THERE ARE those books whose titles are, in many ways, so spectacular that one fears they might overshadow the books themselves. There is Jack Butler's Jujitsu for Christ, for example, or Dwarf Rapes Nun, Flees in UFO by Arnold Sawislak.

And there's Joseph Millard's The Gods Hate Kansas. Right from the start you know you're in for something…different. First of all, the title begs the question: Do the gods, in fact, hate Kansas, and if so, why? Well, don't hold your breath waiting for the answers. All we know is how the gods show their displeasure—by bombarding Kansas with more meteors per square mile than any other state.

Nine of them hit the Earth at the beginning of the story, the investigating scientists are zombiefied, and work begins on a spaceship. There's a beautiful (zombiefied) woman, loved by a (nonzombiefied) scientist, who, if not mad, is certainly awfully cranky by the end of the book, and there are aliens. What more could you want?

Well, how about a movie? It was filmed in 1967 as They Came from Beyond Space, but don't look for any better answers there.
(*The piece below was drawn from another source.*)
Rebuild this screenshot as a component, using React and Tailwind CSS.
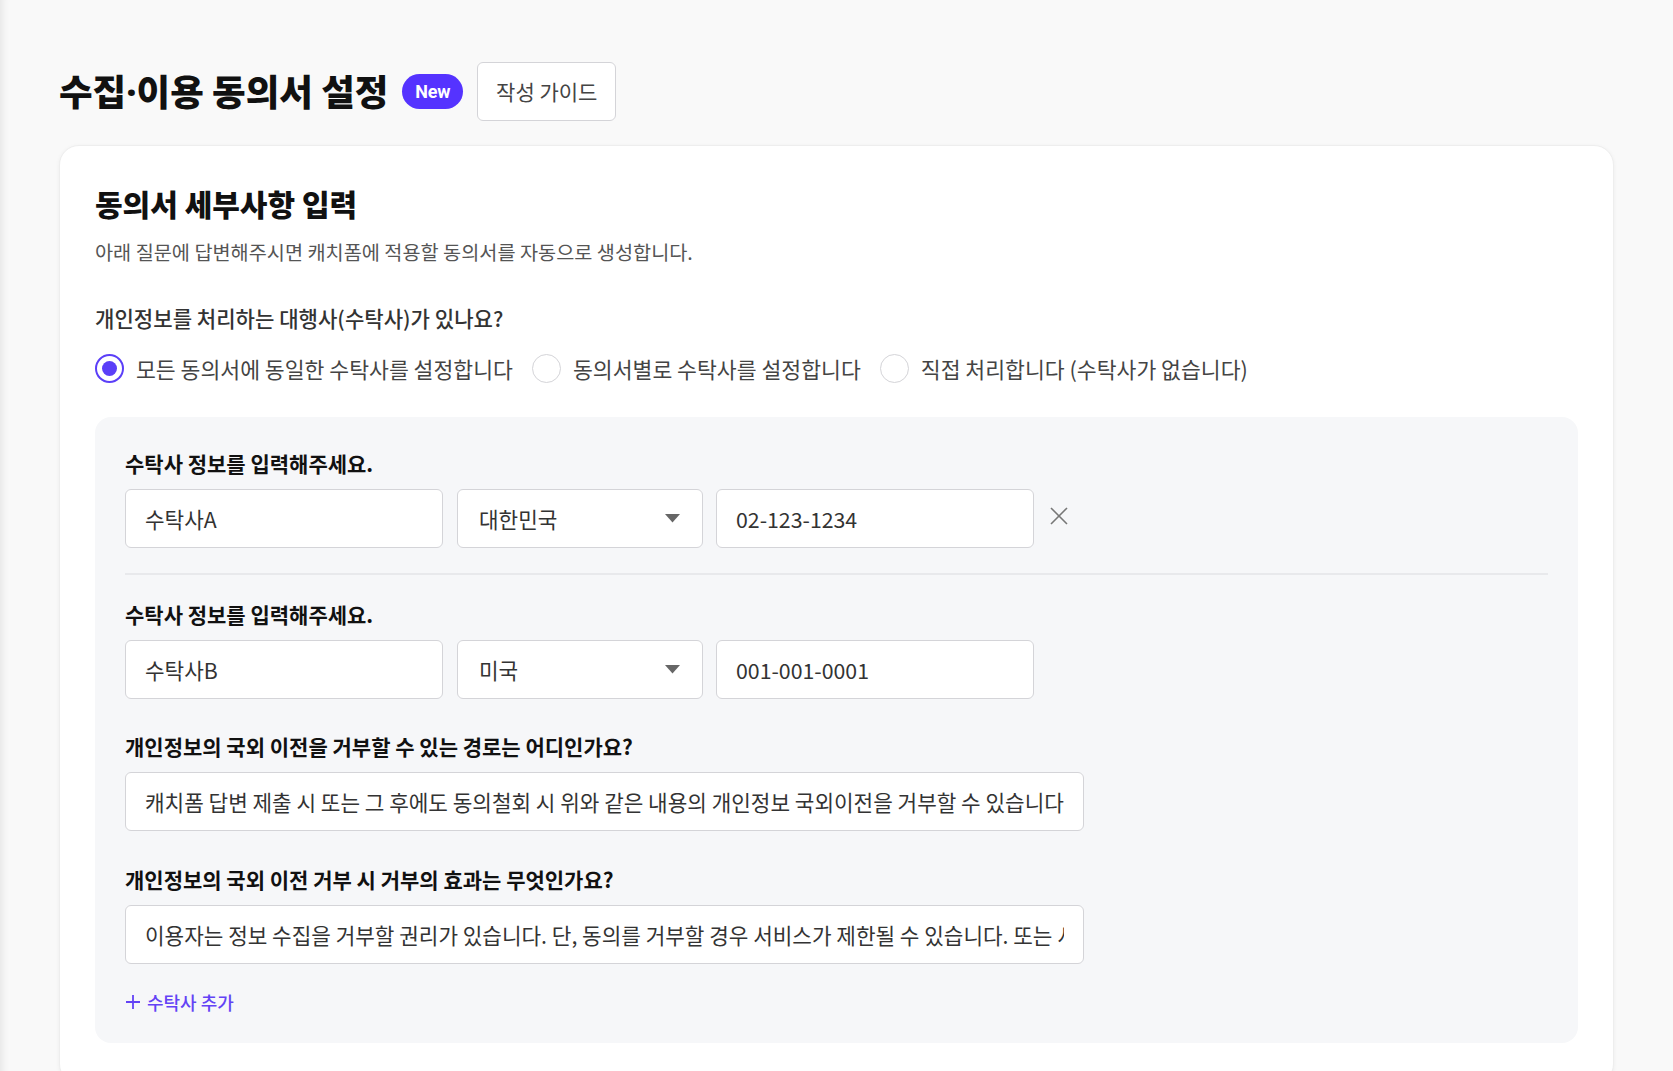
import React, { useState } from 'react';

const FONT = "font-['Noto_Sans_CJK_KR','Noto_Sans',sans-serif]";

// Radio option
const Radio = ({ checked, label, onClick }) => (
  <button type="button" onClick={onClick} className="flex items-center gap-3 mr-[19px]">
    <span
      className={
        checked
          ? 'flex items-center justify-center w-[29px] h-[29px] rounded-full border-2 border-[#5b3ff8] bg-white'
          : 'flex items-center justify-center w-[29px] h-[29px] rounded-full border-[1.5px] border-[#d4d4d8] bg-white'
      }
    >
      {checked && <span className="w-[15px] h-[15px] rounded-full bg-[#5b3ff8]" />}
    </span>
    <span className="text-[21.6px] leading-[28px] text-[#444]">{label}</span>
  </button>
);

const TextBox = ({ value, width }) => (
  <input
    readOnly
    value={value}
    className={`${width} h-[59px] px-[19px] bg-white border border-[#d4d4d8] rounded-[6px] text-[21.3px] text-[#333] outline-none ${FONT}`}
  />
);

const SelectBox = ({ value }) => (
  <div className="w-[246px] h-[59px] pl-[21px] pr-[22px] flex items-center justify-between bg-white border border-[#d4d4d8] rounded-[6px] text-[21.3px] text-[#333]">
    <span>{value}</span>
    <svg width="15" height="9" viewBox="0 0 15 9">
      <path d="M0 0 L15 0 L7.5 8.5 Z" fill="#666" />
    </svg>
  </div>
);

const TrusteeRow = ({ trustee, removable }) => (
  <div>
    <div className="text-[21px] leading-[28px] font-bold text-[#111]">수탁사 정보를 입력해주세요.</div>
    <div className="mt-[12px] flex items-center">
      <TextBox value={trustee.name} width="w-[318px]" />
      <div className="ml-[14px]">
        <SelectBox value={trustee.country} />
      </div>
      <div className="ml-[13px]">
        <TextBox value={trustee.phone} width="w-[318px]" />
      </div>
      {removable && (
        <button type="button" className="ml-[15px] -mt-[6px] text-[#777]">
          <svg width="20" height="20" viewBox="0 0 20 20" fill="none" stroke="currentColor" strokeWidth="1.6">
            <path d="M2 2 L18 18 M18 2 L2 18" />
          </svg>
        </button>
      )}
    </div>
  </div>
);

const App = () => {
  const [mode, setMode] = useState('same');

  const trustees = [
    { name: '수탁사A', country: '대한민국', phone: '02-123-1234' },
    { name: '수탁사B', country: '미국', phone: '001-001-0001' }
  ];

  return (
    <div className={`min-h-screen bg-[#f9f9f9] ${FONT} shadow-[inset_10px_0_8px_-8px_rgba(0,0,0,0.09)]`}>
      <div className="px-[59px] pt-[62px]">
        {/* Page title */}
        <div className="flex items-center">
          <h1 className="text-[36.5px] leading-[44px] font-extrabold text-[#111]">
            수집<span className="font-['Noto_Sans',sans-serif]">·</span>이용 동의서 설정
          </h1>
          <span className="ml-[14px] h-[35px] px-[13px] flex items-center rounded-full bg-[#5533ff] text-white text-[18px] font-bold font-['Liberation_Sans_Narrow','Roboto',sans-serif] tracking-[-0.3px]">
            New
          </span>
          <button
            type="button"
            className="ml-[14px] h-[59px] px-[18px] bg-white border border-[#d4d4d8] rounded-[6px] text-[21px] text-[#444]"
          >
            작성 가이드
          </button>
        </div>

        {/* Card */}
        <div className="mt-[24px] bg-white rounded-[20px] border border-[#eeeeee] shadow-[0_1px_4px_rgba(0,0,0,0.05)] px-[35px] pt-[37px] pb-[40px]">
          <h2 className="text-[30px] leading-[40px] font-extrabold text-[#111]">동의서 세부사항 입력</h2>
          <p className="mt-[15px] text-[19.7px] leading-[28px] text-[#555]">
            아래 질문에 답변해주시면 캐치폼에 적용할 동의서를 자동으로 생성합니다.
          </p>

          <div className="mt-[38px] text-[21.1px] leading-[28px] font-medium text-[#333]">
            개인정보를 처리하는 대행사(수탁사)가 있나요?
          </div>
          <div className="mt-[22px] flex items-center">
            <Radio checked={mode === 'same'} onClick={() => setMode('same')} label="모든 동의서에 동일한 수탁사를 설정합니다" />
            <Radio checked={mode === 'each'} onClick={() => setMode('each')} label="동의서별로 수탁사를 설정합니다" />
            <Radio checked={mode === 'none'} onClick={() => setMode('none')} label="직접 처리합니다 (수탁사가 없습니다)" />
          </div>

          {/* Trustee panel */}
          <div className="mt-[34px] bg-[#f6f7f9] rounded-[16px] px-[30px] pt-[32px] pb-[27px]">
            <TrusteeRow trustee={trustees[0]} removable />
            <div className="mt-[25px] h-[2px] bg-[#e8e9ec]" />
            <div className="mt-[25px]">
              <TrusteeRow trustee={trustees[1]} />
            </div>

            <div className="mt-[33px] text-[21px] leading-[28px] font-bold text-[#111]">
              개인정보의 국외 이전을 거부할 수 있는 경로는 어디인가요?
            </div>
            <div className="mt-[12px]">
              <TextBox
                value="캐치폼 답변 제출 시 또는 그 후에도 동의철회 시 위와 같은 내용의 개인정보 국외이전을 거부할 수 있습니다"
                width="w-[959px]"
              />
            </div>

            <div className="mt-[34px] text-[21px] leading-[28px] font-bold text-[#111]">
              개인정보의 국외 이전 거부 시 거부의 효과는 무엇인가요?
            </div>
            <div className="mt-[12px]">
              <TextBox
                value="이용자는 정보 수집을 거부할 권리가 있습니다. 단, 동의를 거부할 경우 서비스가 제한될 수 있습니다. 또는 서비스 이용이 불가능할 수 있습니다."
                width="w-[959px]"
              />
            </div>

            <button type="button" className="mt-[24px] flex items-center gap-[6px] text-[18px] leading-[28px] font-medium text-[#6343f5]">
              <svg width="16" height="16" viewBox="0 0 16 16" fill="none" stroke="currentColor" strokeWidth="1.8">
                <path d="M8 1 V15 M1 8 H15" />
              </svg>
              수탁사 추가
            </button>
          </div>
        </div>
      </div>
    </div>
  );
};

export default App;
By comparison, the book is Great Literature.

Originally published in 1941 in Startling Stories, it did manage to predate other, better known aliens-take-over-our-minds yarns, but being first doesn't always mean being best. Millard himself went on to gain note as the writer of The Cheyenne Wars and other western non-fiction, none of which are as intriguingly betitled as this, his only sf novel.